Below is a block of records; return all of them exactly, but without the images.

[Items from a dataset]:
--- Start ---
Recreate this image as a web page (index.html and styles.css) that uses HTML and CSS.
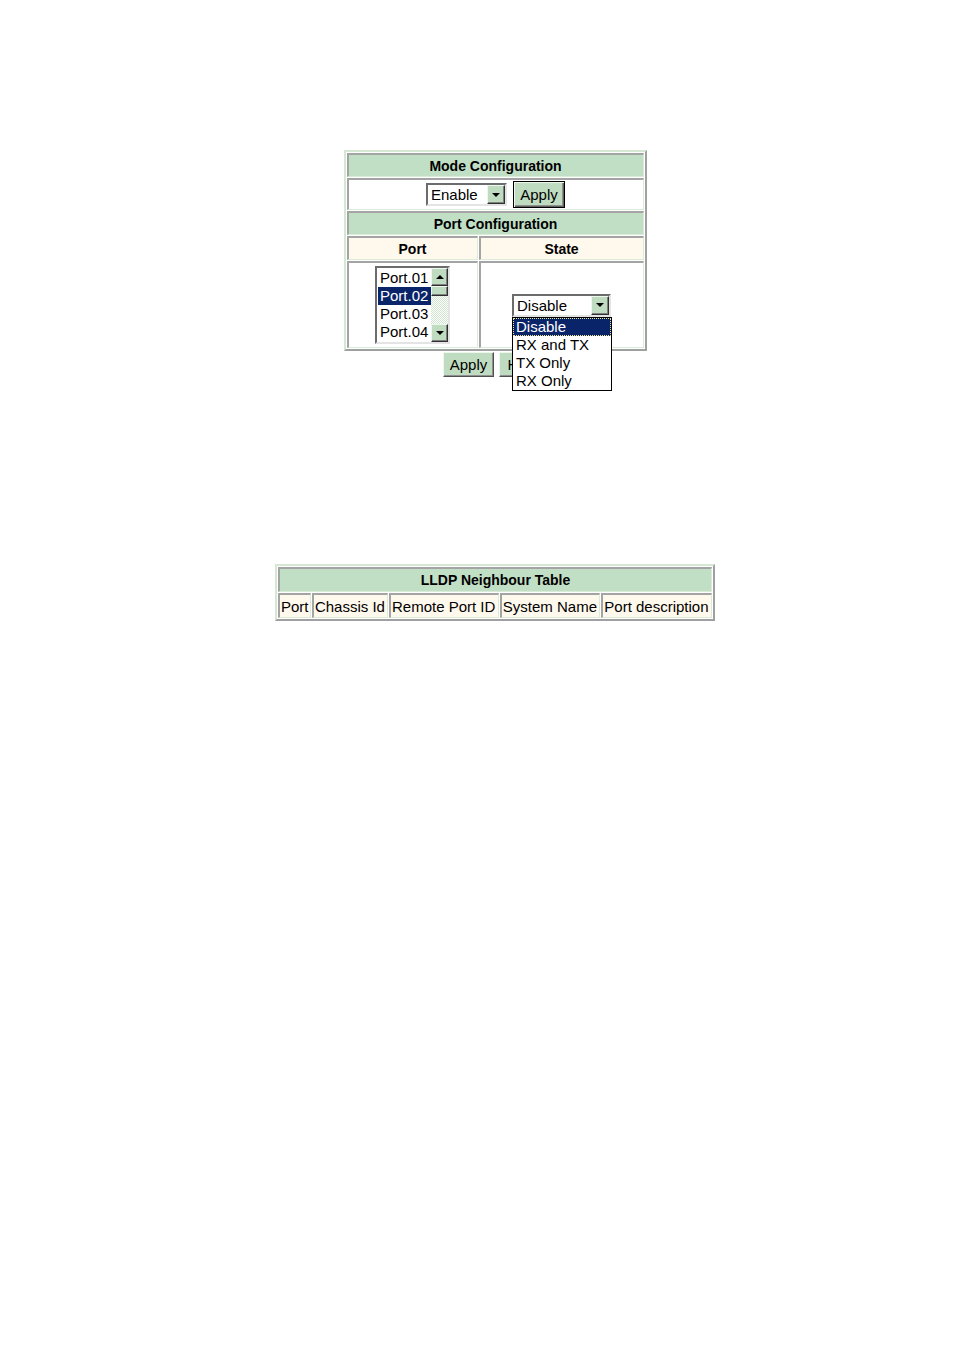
FILE: index.html
```html
<!DOCTYPE html>
<html>
<head>
<meta charset="utf-8">
<title>LLDP</title>
<link rel="stylesheet" href="styles.css">
</head>
<body>
<div class="page">
  <div class="cfg">
    <table class="grid cfg-table">
      <tr><td colspan="2" class="hdr">Mode Configuration</td></tr>
      <tr>
        <td colspan="2" class="mode-cell">
          <div class="mode-row">
            <div class="select sel-mode">
              <span class="sel-text">Enable</span>
              <span class="arrow-btn"><span class="tri-down"></span></span>
            </div>
            <button class="btn btn-default">Apply</button>
          </div>
        </td>
      </tr>
      <tr><td colspan="2" class="hdr">Port Configuration</td></tr>
      <tr>
        <td class="sub port-col">Port</td>
        <td class="sub">State</td>
      </tr>
      <tr>
        <td class="body-cell">
          <div class="listbox">
            <div class="options">
              <div class="opt">Port.01</div>
              <div class="opt sel">Port.02</div>
              <div class="opt">Port.03</div>
              <div class="opt">Port.04</div>
            </div>
            <div class="vscroll">
              <span class="sb-btn"><span class="tri-up"></span></span>
              <span class="sb-thumb"></span>
              <span class="sb-track"></span>
              <span class="sb-btn"><span class="tri-down"></span></span>
            </div>
          </div>
        </td>
        <td class="body-cell">
          <div class="select sel-state">
            <span class="sel-text">Disable</span>
            <span class="arrow-btn"><span class="tri-down"></span></span>
            <div class="dropdown">
              <div class="dd-item dd-sel">Disable</div>
              <div class="dd-item">RX and TX</div>
              <div class="dd-item">TX Only</div>
              <div class="dd-item">RX Only</div>
            </div>
          </div>
        </td>
      </tr>
    </table>
    <div class="btn-row">
      <button class="btn btn-apply">Apply</button>
      <button class="btn btn-help">Help</button>
    </div>
  </div>

  <table class="grid lldp">
    <tr><td colspan="5" class="hdr">LLDP Neighbour Table</td></tr>
    <tr>
      <td class="c">Port</td>
      <td class="c">Chassis Id</td>
      <td class="c">Remote Port ID</td>
      <td class="c">System Name</td>
      <td class="c">Port description</td>
    </tr>
  </table>
</div>
</body>
</html>
```

FILE: styles.css
```css
* { box-sizing: border-box; }

body {
  margin: 0;
  background: #ffffff;
  font-family: "Liberation Sans", Arial, Helvetica, sans-serif;
  font-size: 15px;
  color: #000000;
}

.page {
  padding: 150px 0 0 36px;
}

.cfg {
  width: 303px;
  margin: 0 auto;
  position: relative;
}

table.grid {
  border-collapse: separate;
  border-spacing: 1px;
  border-style: solid;
  border-width: 2px;
  border-color: #d4e8d4 #a0a0a0 #a0a0a0 #d4e8d4;
}

.grid td {
  border-style: solid;
  border-width: 2px 1px 1px 2px;
  border-color: #a4a4a4 #d8ecd8 #d8ecd8 #a4a4a4;
  padding: 0;
  vertical-align: middle;
}

.cfg-table {
  width: 303px;
}

.hdr {
  background: #c1dfc5;
  font-weight: bold;
  font-size: 14px;
  text-align: center;
  height: 24px;
}

.mode-cell {
  background: #ffffff;
  height: 32px;
}

.mode-row {
  display: flex;
  justify-content: center;
  align-items: center;
  gap: 6px;
}

.sub {
  background: #fff8ec;
  font-weight: bold;
  font-size: 14px;
  text-align: center;
  height: 24px;
}

.port-col {
  width: 131px;
}

.body-cell {
  background: #ffffff;
  height: 87px;
  text-align: center;
}

/* select */
.select {
  position: relative;
  display: inline-flex;
  align-items: center;
  background: #ffffff;
  border-style: solid;
  border-width: 2px;
  border-color: #6c6c6c #e4e4e4 #e4e4e4 #6c6c6c;
  text-align: left;
}

.sel-mode {
  width: 81px;
  height: 23px;
}

.sel-state {
  width: 99px;
  height: 23px;
}

.sel-text {
  flex: 1;
  padding-left: 3px;
  line-height: 17px;
}

.arrow-btn {
  width: 18px;
  height: 19px;
  background: #c0dcc0;
  border-style: solid;
  border-width: 1px;
  border-color: #eef7ee #303030 #303030 #eef7ee;
  box-shadow: inset -1px -1px 0 #808080;
  display: flex;
  align-items: center;
  justify-content: center;
}

.tri-down {
  width: 0;
  height: 0;
  border-left: 4px solid transparent;
  border-right: 4px solid transparent;
  border-top: 4px solid #000000;
}

.tri-up {
  width: 0;
  height: 0;
  border-left: 4px solid transparent;
  border-right: 4px solid transparent;
  border-bottom: 4px solid #000000;
}

/* buttons */
.btn {
  font-family: "Liberation Sans", Arial, Helvetica, sans-serif;
  font-size: 15px;
  color: #000000;
  background: #c0dcc0;
  border-style: solid;
  border-width: 1px;
  border-color: #eef7ee #505050 #505050 #eef7ee;
  box-shadow: inset -1px -1px 0 #909090;
  padding: 0;
  margin: 0;
  line-height: 17px;
}

.btn-default {
  width: 52px;
  height: 27px;
  border: 1px solid #000000;
  box-shadow: inset 1px 1px 0 #eef7ee, inset -1px -1px 0 #606060, inset -2px -2px 0 #909090;
}

.btn-row {
  display: flex;
  justify-content: center;
  gap: 5px;
  margin-top: 1px;
}

.btn-apply {
  width: 51px;
  height: 25px;
}

.btn-help {
  width: 48px;
  height: 25px;
}

/* listbox */
.listbox {
  display: inline-flex;
  width: 75px;
  height: 78px;
  border-style: solid;
  border-width: 2px;
  border-color: #6c6c6c #e4e4e4 #e4e4e4 #6c6c6c;
  background: #ffffff;
  text-align: left;
  vertical-align: middle;
}

.options {
  width: 54px;
  padding: 1px 0 0 1px;
}

.opt {
  height: 18px;
  line-height: 18px;
  padding-left: 2px;
  white-space: nowrap;
}

.opt.sel {
  background: #0a246a;
  color: #ffffff;
}

.vscroll {
  width: 17px;
  display: flex;
  flex-direction: column;
}

.sb-btn {
  height: 18px;
  background: #c0dcc0;
  border-style: solid;
  border-width: 1px;
  border-color: #eef7ee #303030 #303030 #eef7ee;
  box-shadow: inset -1px -1px 0 #808080;
  display: flex;
  align-items: center;
  justify-content: center;
}

.sb-thumb {
  height: 10px;
  background: #c0dcc0;
  border-style: solid;
  border-width: 1px;
  border-color: #eef7ee #303030 #303030 #eef7ee;
  box-shadow: inset -1px -1px 0 #808080;
}

.sb-track {
  flex: 1;
  background-color: #ffffff;
  background-image: repeating-conic-gradient(#cfe5cf 0 25%, #ffffff 0 50%);
  background-size: 2px 2px;
}

/* dropdown */
.dropdown {
  position: absolute;
  z-index: 5;
  left: -2px;
  top: calc(100% + 2px);
  width: 100px;
  background: #ffffff;
  border: 1px solid #000000;
}

.dd-item {
  height: 18px;
  line-height: 18px;
  padding-left: 3px;
  white-space: nowrap;
}

.dd-sel {
  background: #0a246a;
  color: #ffffff;
  outline: 1px dotted #f0e890;
  outline-offset: -1px;
}

/* LLDP table */
.lldp {
  width: 440px;
  margin: 187px auto 0;
}

.lldp .hdr {
  height: 25px;
}

.lldp .c {
  background: #fff8ec;
  height: 25px;
  padding: 0 1px;
  white-space: nowrap;
}
```
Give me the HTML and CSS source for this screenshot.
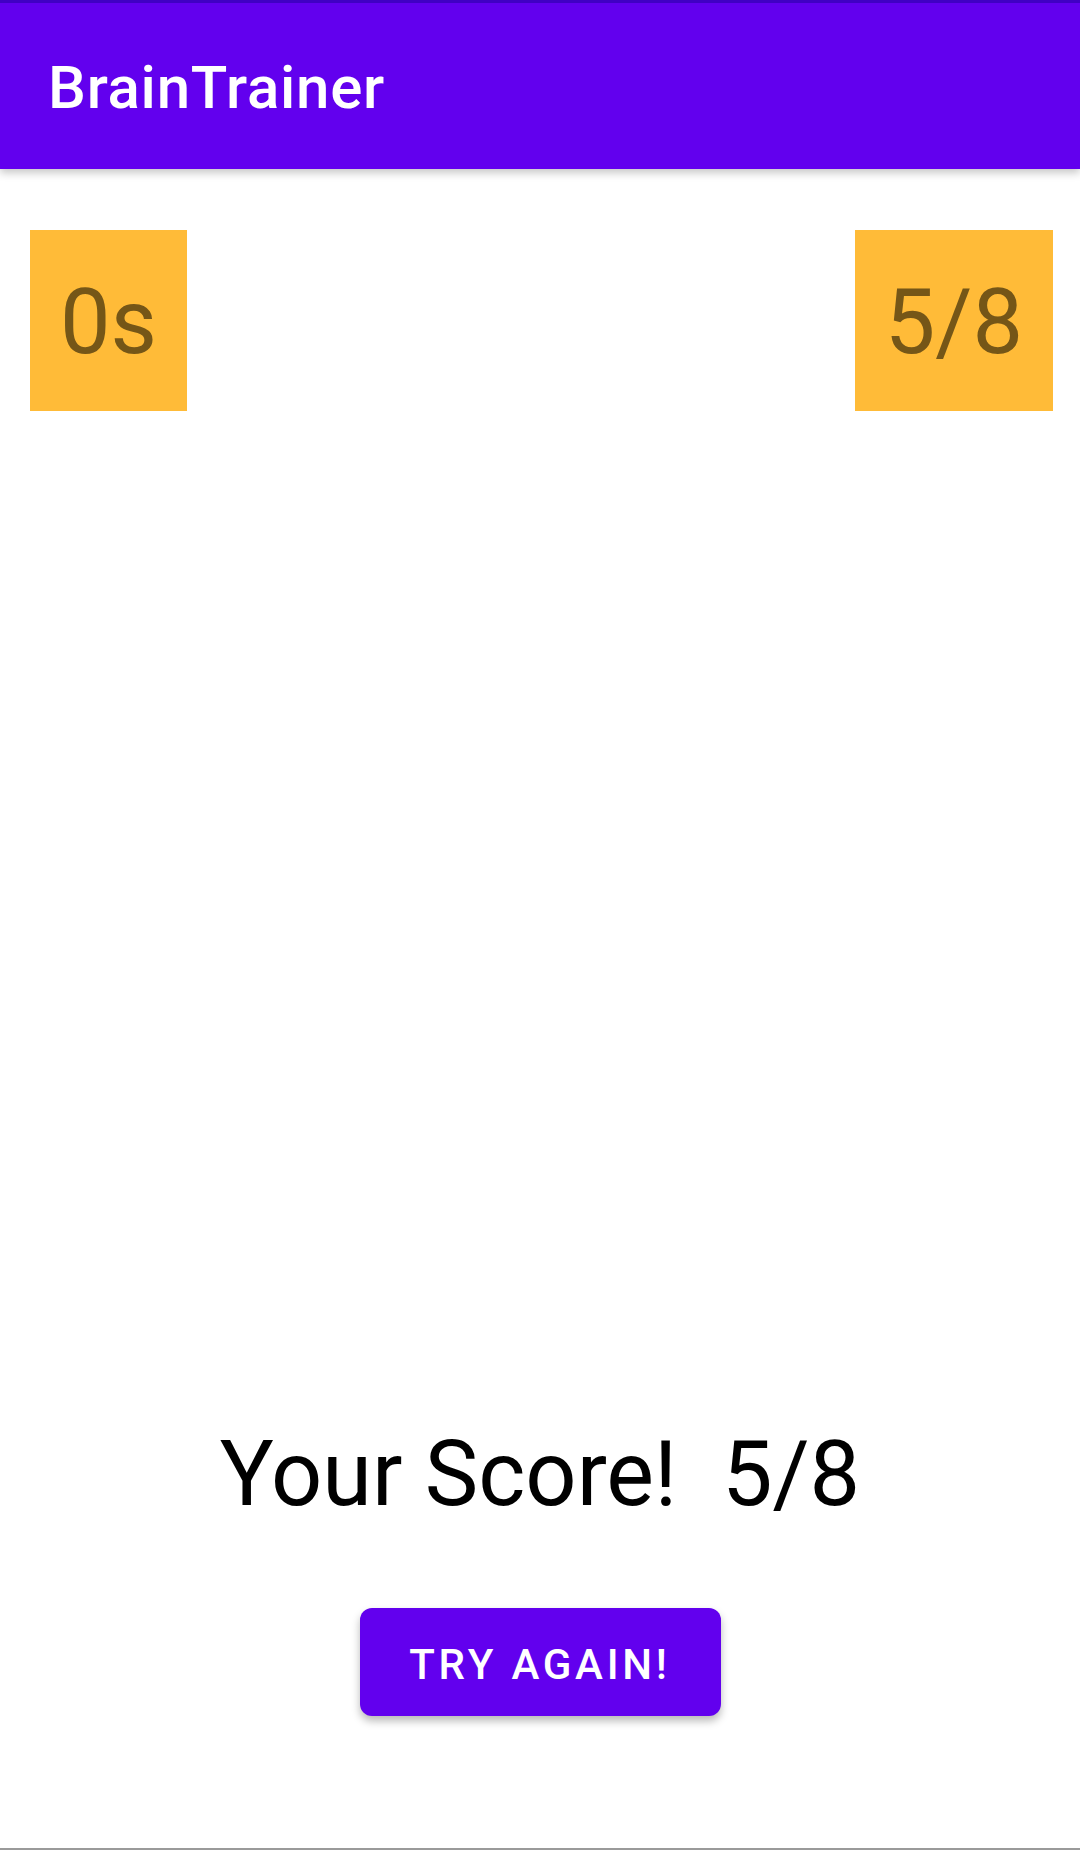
--- End ---
[RESPONSE FOR THIS EXERCISE]:
Recreate this image as a web page (index.html and styles.css) that uses HTML and CSS.
FILE: index.html
```html
<!DOCTYPE html>
<html>
<head>
<meta charset="utf-8">
<title>LLDP</title>
<link rel="stylesheet" href="styles.css">
</head>
<body>
<div class="page">
  <div class="cfg">
    <table class="grid cfg-table">
      <tr><td colspan="2" class="hdr">Mode Configuration</td></tr>
      <tr>
        <td colspan="2" class="mode-cell">
          <div class="mode-row">
            <div class="select sel-mode">
              <span class="sel-text">Enable</span>
              <span class="arrow-btn"><span class="tri-down"></span></span>
            </div>
            <button class="btn btn-default">Apply</button>
          </div>
        </td>
      </tr>
      <tr><td colspan="2" class="hdr">Port Configuration</td></tr>
      <tr>
        <td class="sub port-col">Port</td>
        <td class="sub">State</td>
      </tr>
      <tr>
        <td class="body-cell">
          <div class="listbox">
            <div class="options">
              <div class="opt">Port.01</div>
              <div class="opt sel">Port.02</div>
              <div class="opt">Port.03</div>
              <div class="opt">Port.04</div>
            </div>
            <div class="vscroll">
              <span class="sb-btn"><span class="tri-up"></span></span>
              <span class="sb-thumb"></span>
              <span class="sb-track"></span>
              <span class="sb-btn"><span class="tri-down"></span></span>
            </div>
          </div>
        </td>
        <td class="body-cell">
          <div class="select sel-state">
            <span class="sel-text">Disable</span>
            <span class="arrow-btn"><span class="tri-down"></span></span>
            <div class="dropdown">
              <div class="dd-item dd-sel">Disable</div>
              <div class="dd-item">RX and TX</div>
              <div class="dd-item">TX Only</div>
              <div class="dd-item">RX Only</div>
            </div>
          </div>
        </td>
      </tr>
    </table>
    <div class="btn-row">
      <button class="btn btn-apply">Apply</button>
      <button class="btn btn-help">Help</button>
    </div>
  </div>

  <table class="grid lldp">
    <tr><td colspan="5" class="hdr">LLDP Neighbour Table</td></tr>
    <tr>
      <td class="c">Port</td>
      <td class="c">Chassis Id</td>
      <td class="c">Remote Port ID</td>
      <td class="c">System Name</td>
      <td class="c">Port description</td>
    </tr>
  </table>
</div>
</body>
</html>
```

FILE: styles.css
```css
* { box-sizing: border-box; }

body {
  margin: 0;
  background: #ffffff;
  font-family: "Liberation Sans", Arial, Helvetica, sans-serif;
  font-size: 15px;
  color: #000000;
}

.page {
  padding: 150px 0 0 36px;
}

.cfg {
  width: 303px;
  margin: 0 auto;
  position: relative;
}

table.grid {
  border-collapse: separate;
  border-spacing: 1px;
  border-style: solid;
  border-width: 2px;
  border-color: #d4e8d4 #a0a0a0 #a0a0a0 #d4e8d4;
}

.grid td {
  border-style: solid;
  border-width: 2px 1px 1px 2px;
  border-color: #a4a4a4 #d8ecd8 #d8ecd8 #a4a4a4;
  padding: 0;
  vertical-align: middle;
}

.cfg-table {
  width: 303px;
}

.hdr {
  background: #c1dfc5;
  font-weight: bold;
  font-size: 14px;
  text-align: center;
  height: 24px;
}

.mode-cell {
  background: #ffffff;
  height: 32px;
}

.mode-row {
  display: flex;
  justify-content: center;
  align-items: center;
  gap: 6px;
}

.sub {
  background: #fff8ec;
  font-weight: bold;
  font-size: 14px;
  text-align: center;
  height: 24px;
}

.port-col {
  width: 131px;
}

.body-cell {
  background: #ffffff;
  height: 87px;
  text-align: center;
}

/* select */
.select {
  position: relative;
  display: inline-flex;
  align-items: center;
  background: #ffffff;
  border-style: solid;
  border-width: 2px;
  border-color: #6c6c6c #e4e4e4 #e4e4e4 #6c6c6c;
  text-align: left;
}

.sel-mode {
  width: 81px;
  height: 23px;
}

.sel-state {
  width: 99px;
  height: 23px;
}

.sel-text {
  flex: 1;
  padding-left: 3px;
  line-height: 17px;
}

.arrow-btn {
  width: 18px;
  height: 19px;
  background: #c0dcc0;
  border-style: solid;
  border-width: 1px;
  border-color: #eef7ee #303030 #303030 #eef7ee;
  box-shadow: inset -1px -1px 0 #808080;
  display: flex;
  align-items: center;
  justify-content: center;
}

.tri-down {
  width: 0;
  height: 0;
  border-left: 4px solid transparent;
  border-right: 4px solid transparent;
  border-top: 4px solid #000000;
}

.tri-up {
  width: 0;
  height: 0;
  border-left: 4px solid transparent;
  border-right: 4px solid transparent;
  border-bottom: 4px solid #000000;
}

/* buttons */
.btn {
  font-family: "Liberation Sans", Arial, Helvetica, sans-serif;
  font-size: 15px;
  color: #000000;
  background: #c0dcc0;
  border-style: solid;
  border-width: 1px;
  border-color: #eef7ee #505050 #505050 #eef7ee;
  box-shadow: inset -1px -1px 0 #909090;
  padding: 0;
  margin: 0;
  line-height: 17px;
}

.btn-default {
  width: 52px;
  height: 27px;
  border: 1px solid #000000;
  box-shadow: inset 1px 1px 0 #eef7ee, inset -1px -1px 0 #606060, inset -2px -2px 0 #909090;
}

.btn-row {
  display: flex;
  justify-content: center;
  gap: 5px;
  margin-top: 1px;
}

.btn-apply {
  width: 51px;
  height: 25px;
}

.btn-help {
  width: 48px;
  height: 25px;
}

/* listbox */
.listbox {
  display: inline-flex;
  width: 75px;
  height: 78px;
  border-style: solid;
  border-width: 2px;
  border-color: #6c6c6c #e4e4e4 #e4e4e4 #6c6c6c;
  background: #ffffff;
  text-align: left;
  vertical-align: middle;
}

.options {
  width: 54px;
  padding: 1px 0 0 1px;
}

.opt {
  height: 18px;
  line-height: 18px;
  padding-left: 2px;
  white-space: nowrap;
}

.opt.sel {
  background: #0a246a;
  color: #ffffff;
}

.vscroll {
  width: 17px;
  display: flex;
  flex-direction: column;
}

.sb-btn {
  height: 18px;
  background: #c0dcc0;
  border-style: solid;
  border-width: 1px;
  border-color: #eef7ee #303030 #303030 #eef7ee;
  box-shadow: inset -1px -1px 0 #808080;
  display: flex;
  align-items: center;
  justify-content: center;
}

.sb-thumb {
  height: 10px;
  background: #c0dcc0;
  border-style: solid;
  border-width: 1px;
  border-color: #eef7ee #303030 #303030 #eef7ee;
  box-shadow: inset -1px -1px 0 #808080;
}

.sb-track {
  flex: 1;
  background-color: #ffffff;
  background-image: repeating-conic-gradient(#cfe5cf 0 25%, #ffffff 0 50%);
  background-size: 2px 2px;
}

/* dropdown */
.dropdown {
  position: absolute;
  z-index: 5;
  left: -2px;
  top: calc(100% + 2px);
  width: 100px;
  background: #ffffff;
  border: 1px solid #000000;
}

.dd-item {
  height: 18px;
  line-height: 18px;
  padding-left: 3px;
  white-space: nowrap;
}

.dd-sel {
  background: #0a246a;
  color: #ffffff;
  outline: 1px dotted #f0e890;
  outline-offset: -1px;
}

/* LLDP table */
.lldp {
  width: 440px;
  margin: 187px auto 0;
}

.lldp .hdr {
  height: 25px;
}

.lldp .c {
  background: #fff8ec;
  height: 25px;
  padding: 0 1px;
  white-space: nowrap;
}
```
Give me the HTML and CSS source for this screenshot.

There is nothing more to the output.